Ispirata dunque a una vicenda autobiografica, l’opera ruota intorno ai pensieri e agli stati d’animo del protagonista (alter ego dell’autore), l’intellettuale Amerigo Ormea. A contatto con una realtà sconosciuta, che presenta aspetti amari e dolorosi, questi vive un traumatico sconvolgimento della propria coscienza politica e della propria visione del mondo.
I temi toccati dal libro vanno ben oltre l’orizzonte cronologico in cui esso matura, quello in cui si collocano le altre opere del filone realistico: l’autore allarga infatti la riflessione dal piano etico-politico a quello filosofico della «negatività della realtà», dell’«infelicità di natura», fino a mettere in scena una profonda e radicale crisi ideologico-esistenziale di portata assoluta.

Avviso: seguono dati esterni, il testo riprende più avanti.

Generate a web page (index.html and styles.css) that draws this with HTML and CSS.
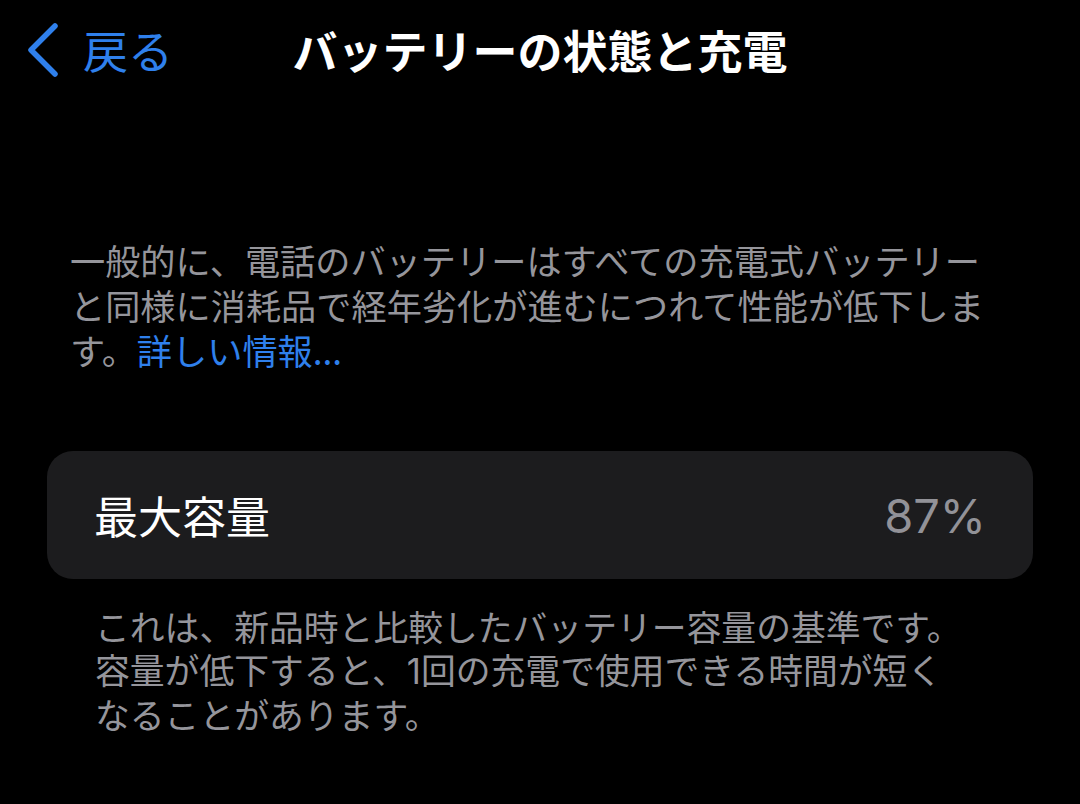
FILE: index.html
```html
<!DOCTYPE html>
<html lang="ja">
<head>
<meta charset="utf-8">
<title>バッテリーの状態と充電</title>
<link rel="stylesheet" href="styles.css">
</head>
<body>
<header class="nav">
  <a class="back" href="#">
    <svg class="chev" width="34" height="56" viewBox="0 0 34 56"><polyline points="29,4 5,28 29,52" fill="none" stroke="currentColor" stroke-width="5.5" stroke-linecap="round" stroke-linejoin="round"/></svg>
    <span class="back-label">戻る</span>
  </a>
  <h1 class="title">バッテリーの状態と充電</h1>
  <span></span>
</header>
<main class="content">
  <p class="intro">一般的に、電話のバッテリーはすべての充電式バッテリー<br>と同様に消耗品で経年劣化が進むにつれて性能が低下しま<br>す。<a class="link" href="#">詳しい情報...</a></p>
  <div class="card">
    <span class="card-label">最大容量</span>
    <span class="card-value">87%</span>
  </div>
  <p class="note">これは、新品時と比較したバッテリー容量の基準です。<br>容量が低下すると、<span class="num">1</span>回の充電で使用できる時間が短く<br>なることがあります。</p>
</main>
</body>
</html>
```

FILE: styles.css
```css
html, body {
  margin: 0;
  padding: 0;
  background: #000;
}
body {
  width: 1080px;
  height: 804px;
  overflow: hidden;
  font-family: "Noto Sans CJK JP", "Noto Sans", sans-serif;
  color: #fff;
}
.nav {
  display: grid;
  grid-template-columns: 1fr auto 1fr;
  align-items: center;
  height: 98px;
}
.back {
  display: flex;
  align-items: center;
  gap: 23px;
  padding-left: 26px;
  color: #2f80ec;
  text-decoration: none;
}
.chev {
  display: block;
  margin-top: 2px;
}
.back-label {
  font-size: 45px;
  line-height: 1;
  font-weight: 400;
}
.title {
  margin: 0;
  font-size: 45px;
  line-height: 1;
  font-weight: 700;
  color: #fff;
}
.content {
  display: flex;
  flex-direction: column;
}
.intro {
  margin: 139px 0 0;
  padding-left: 70px;
  font-size: 35.2px;
  line-height: 45px;
  color: #95959b;
}
.link {
  color: #2f80ec;
  text-decoration: none;
}
.card {
  margin: 79px 47px 0;
  height: 128px;
  box-sizing: border-box;
  padding: 0 47px;
  border-radius: 26px;
  background: #1c1c1e;
  display: flex;
  align-items: center;
  justify-content: space-between;
}
.card-label {
  font-size: 44px;
  color: #fff;
}
.card-value {
  font-family: Inter, "Noto Sans", sans-serif;
  font-size: 47px;
  font-weight: 400;
  color: #929298;
}
.note {
  margin: 26px 0 0;
  padding-left: 95px;
  font-size: 34.8px;
  line-height: 43px;
  color: #95959b;
}
.num {
  font-family: Inter, "Noto Sans", sans-serif;
}
```
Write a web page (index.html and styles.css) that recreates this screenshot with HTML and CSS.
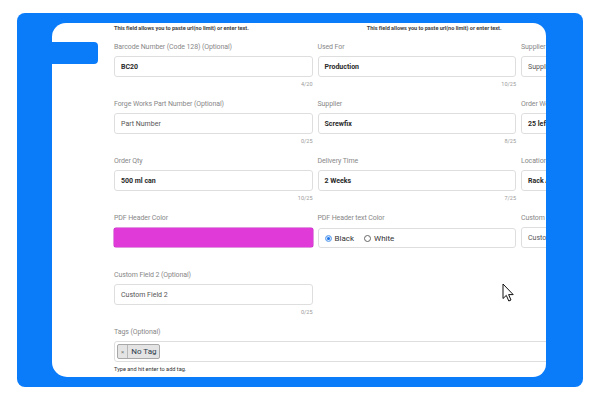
FILE: index.html
```html
<!DOCTYPE html>
<html>
<head>
<meta charset="utf-8">
<link rel="stylesheet" href="styles.css">
</head>
<body>
<div class="frame">
  <div class="card">
    <div class="tab"></div>
    <div class="hints">
      <div class="hint">This field allows you to paste url(no limit) or enter text.</div>
      <div class="hint hint-2">This field allows you to paste url(no limit) or enter text.</div>
    </div>
    <div class="grid">
      <div class="field">
        <div class="label">Barcode Number (Code 128) (Optional)</div>
        <div class="input"><span class="value">BC20</span></div>
        <div class="count">4/20</div>
      </div>
      <div class="field">
        <div class="label">Used For</div>
        <div class="input"><span class="value">Production</span></div>
        <div class="count">10/25</div>
      </div>
      <div class="field">
        <div class="label">Supplier Part Number</div>
        <div class="input"><span class="ph">Supplier Part Number</span></div>
        <div class="count">0/25</div>
      </div>

      <div class="field">
        <div class="label">Forge Works Part Number (Optional)</div>
        <div class="input"><span class="ph">Part Number</span></div>
        <div class="count">0/25</div>
      </div>
      <div class="field">
        <div class="label">Supplier</div>
        <div class="input"><span class="value">Screwfix</span></div>
        <div class="count">8/25</div>
      </div>
      <div class="field">
        <div class="label">Order Web Link</div>
        <div class="input"><span class="value">25 left in stock</span></div>
        <div class="count">16/25</div>
      </div>

      <div class="field">
        <div class="label">Order Qty</div>
        <div class="input"><span class="value">500 ml can</span></div>
        <div class="count">10/25</div>
      </div>
      <div class="field">
        <div class="label">Delivery Time</div>
        <div class="input"><span class="value">2 Weeks</span></div>
        <div class="count">7/25</div>
      </div>
      <div class="field">
        <div class="label">Location</div>
        <div class="input"><span class="value">Rack A Shelf 2</span></div>
        <div class="count">14/25</div>
      </div>

      <div class="field">
        <div class="label">PDF Header Color</div>
        <div class="swatch"></div>
      </div>
      <div class="field">
        <div class="label">PDF Header text Color</div>
        <div class="input radios">
          <span class="radio on"></span><span class="rlabel">Black</span>
          <span class="radio"></span><span class="rlabel">White</span>
        </div>
      </div>
      <div class="field">
        <div class="label">Custom Field 1 (Optional)</div>
        <div class="input"><span class="ph">Custom Field 1</span></div>
        <div class="count">0/25</div>
      </div>

      <div class="field">
        <div class="label">Custom Field 2 (Optional)</div>
        <div class="input"><span class="ph">Custom Field 2</span></div>
        <div class="count">0/25</div>
      </div>
      <div class="field"></div>
      <div class="field"></div>

      <div class="field wide">
        <div class="label">Tags (Optional)</div>
        <div class="input tags">
          <span class="chip"><span class="x">×</span><span class="chip-text">No Tag</span></span>
        </div>
        <div class="help">Type and hit enter to add tag.</div>
      </div>
    </div>
    <svg class="cursor" width="13" height="19" viewBox="0 0 13 19">
      <path d="M1 1 L1 15.5 L4.3 12.4 L6.8 18 L9 17 L6.6 11.6 L11.2 11.6 Z" fill="#fff" stroke="#111" stroke-width="1" stroke-linejoin="round"/>
    </svg>
  </div>
</div>
</body>
</html>
```

FILE: styles.css
```css
* { box-sizing: border-box; }
html, body { margin: 0; padding: 0; background: #ffffff; }
body {
  font-family: Roboto, "Liberation Sans", sans-serif;
  width: 600px;
  height: 400px;
  overflow: hidden;
}
.frame {
  margin: 13px 0 0 17px;
  width: 566px;
  height: 374px;
  background: #0a7cfa;
  border-radius: 8px;
  padding: 10px 37px 10px 35px;
}
.card {
  position: relative;
  width: 494px;
  height: 354px;
  background: #ffffff;
  border-radius: 14px 13px 13px 15px;
  overflow: hidden;
  padding-left: 62px;
}
.tab {
  position: absolute;
  left: 0;
  top: 19px;
  width: 46px;
  height: 22px;
  background: #0a7cfa;
  border-radius: 0 4px 4px 0;
}
.hints {
  display: flex;
  height: 19px;
  padding-top: 1px;
}
.hint {
  font-size: 5.6px;
  font-weight: 700;
  color: #444;
  line-height: 8px;
  letter-spacing: -0.05px;
}
.hint-2 { margin-left: 118px; }
.grid {
  display: grid;
  grid-template-columns: 198.5px 198.5px 198.5px;
  column-gap: 5px;
  grid-auto-rows: 57px;
}
.field { display: flex; flex-direction: column; min-width: 0; }
.wide { grid-column: 1 / span 3; }
.label {
  font-size: 7px;
  line-height: 10px;
  color: #888888;
  margin-bottom: 4px;
  white-space: nowrap;
  letter-spacing: -0.1px;
}
.input {
  height: 21px;
  border: 1px solid #dedede;
  border-radius: 3px;
  display: flex;
  align-items: center;
  padding-left: 6px;
  white-space: nowrap;
  overflow: hidden;
}
.value {
  font-size: 7px;
  font-weight: 700;
  color: #2a2a2a;
}
.ph {
  font-size: 7px;
  color: #555;
}
.count {
  margin-top: 3px;
  font-size: 5.5px;
  line-height: 8px;
  color: #9a9a9a;
  text-align: right;
}
.swatch {
  height: 19px;
  background: #e03ad8;
  border-radius: 2px;
  margin-top: 1px;
  box-shadow: 0 0 0 0.5px #c030c0;
}
.radios { height: 20px; margin-top: 1px; padding-left: 6px; }
.radio {
  width: 7px;
  height: 7px;
  border-radius: 50%;
  border: 0.8px solid #666;
  margin-right: 3px;
  display: inline-block;
}
.radio.on {
  border: 1px solid #7fb4f2;
  background: #1a73e8;
  box-shadow: inset 0 0 0 1px #d8e8fb;
}
.rlabel {
  font-size: 8px;
  color: #333;
  margin-right: 10px;
}
.tags { padding-left: 2px; width: 600px; }
.chip {
  display: inline-flex;
  align-items: center;
  height: 15px;
  background: #e4e4e4;
  border: 1px solid #a8a8a8;
  border-radius: 2px;
}
.x {
  font-size: 6px;
  color: #777;
  padding: 0 3px 0 3px;
  border-right: 1px solid #b8b8b8;
  line-height: 13px;
}
.chip-text {
  font-size: 8px;
  color: #2b3b4b;
  padding: 0 3px 0 3px;
}
.help {
  margin-top: 3px;
  font-size: 5.6px;
  line-height: 8px;
  color: #333;
}
.cursor {
  position: absolute;
  left: 450px;
  top: 260px;
}
```
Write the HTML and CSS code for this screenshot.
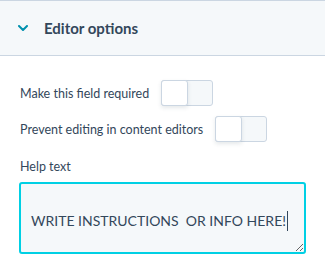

Da scritto ispirato a un’esperienza personale e contingente, che riprende i motivi tipici della rappresentazione naturalistica e della polemica sociale, La giornata d’uno scrutatore diventa in tal modo un documento di una più sofferta e ampia meditazione filosofica.
Nell’ambito della composita carriera letteraria dell’autore, quest’opera, sebbene sia stata spesso – a torto – trascurata dai critici, è un testo fondamentale per comprendere la produzione di Calvino: segna infatti un importante momento di passaggio dalla prima fase neorealista, caratterizzata dall’indagine sui problemi della contemporaneità, alla seconda, rappresentata dalla letteratura cosmicomica, dal Postmoderno e dalla narrativa potenziale e tesa al superamento delle forme e delle strutture tradizionali della narrazione. Il racconto della vicenda di Amerigo Ormea costituisce dunque un «libro cerniera, dove converge tutta la prima produzione artistica e tutta la riflessione intellettuale di Calvino di quel periodo, e da dove parte il programma futuro» (Antonello).